Realty experts say that the government, during the last 6 months, has taken several measures to boost the economy, some of which were particularly aimed at reviving the moribund real estate sector. Most of these measures are likely to bear fruit in the medium to long term.

“Immediately, the biggest challenges confronting the real estate sector are liquidity and demand. While the Rs 25,000-crore stress fund/AIF that was announced earlier is likely to solve part of the liquidity crisis, there is an urgent need for a one-time loan restructuring for the sector. This would provide significant relief to developers and lead to faster completion of projects. We hope that the Hon’ble Finance Minister announces that measure in the upcoming budget. On the other hand, to push demand, the government should consider lowering the tax burden on individuals to put more money in the people’s hands and also consider providing an additional tax deduction on purchase of a second house. This will help boost demand and lead to an overall growth in the GDP by driving up consumption,” says Dhruv Agarwala, Group CEO, Elara technologies.

Manoj Gaur, MD, Gaurs Group, and Chairman, Affordable Housing Committee, CREDAI, says, “We hope that the government will take a call on single window clearance, which is long pending and is the best solution to expedite the development process. If not, then the permission granting authorities should be brought under the ambit of RERA. The Budget is expected to be in line with the goal of ‘Housing for All by 2022’. The government should give certain sops to the developers for affordable housing and attention should be paid towards Input Tax Credit (ITC). We all wish for re-introduction of input tax credit in GST, which has been withdrawn recently. With this benefit, property prices will remain under control.”

Some developers say that the affordable housing sector has been given the infrastructure status, but the implementation has not been up to the mark.

“We hope that the announcements that were made last year regarding the investment towards infrastructure will get a clear picture for implementation. The Budget should also address the issue of making cheaper land available in main cities for the development of affordable housing. Besides, income tax benefits are also expected to increase which will help in more investment in real estate, which in turn will help the economy. We also expect the government to double the amount of fund allocation for Pradhan Mantri Awas Yojana. This will enable more people to realize the dream of owning a home and also help the government in achieving the goal of Housing for All by 2022,” says Pradeep Aggarwal, Founder & Chairman, Signature Global and Chairman, National Council on Affordable Housing, ASSOCHAM.

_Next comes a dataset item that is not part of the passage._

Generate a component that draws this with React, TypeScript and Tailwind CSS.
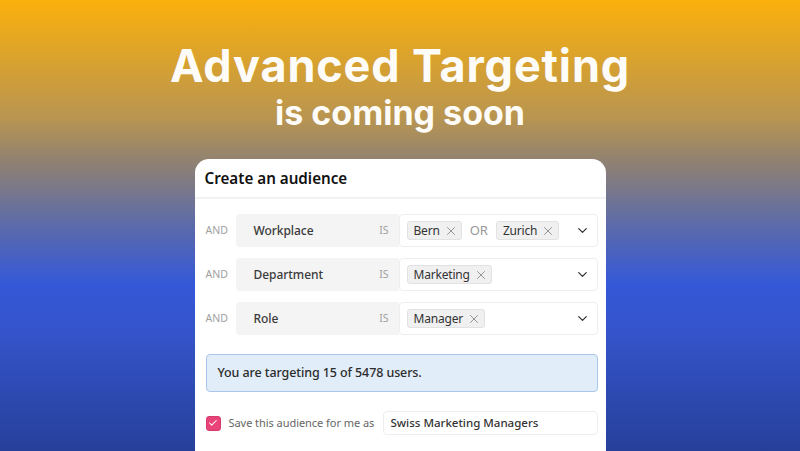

“We are looking forward for the industry status to the real estate sector along with steps being taken in the direction of single window clearance under ease of doing business which will tremendously help the sector. Also, it will be helpful if GST is revised for construction materials such as cement to make them more affordable. Also, the income tax deduction under section 24 must increase up to Rs 4 lakh, and the government should ensure land availability for Affordable Housing. It should also be mandatory to have a time-bound approval system in the sector.” says Gaurav Gupta, President, CREDAI Ghaziabad.

Rajat Goel, Joint MD, MRG World, says, “We expect that some more measures should be taken to help the affordable housing segment. The FM should come with policy changes that can make developers to come up with more projects in the segment, help people buy these homes, etc. An announcement for the affordable segment on the lines of policies being followed in Haryana can be replicated in other areas as well.”

While the list of expectations could be a long one, there are a few that are easy to achieve while others could be directional in nature setting tone for long-term stabilized growth. The government, thus, needs to weigh options and adopt those that suit the macro parameters of the sector as well as the economy.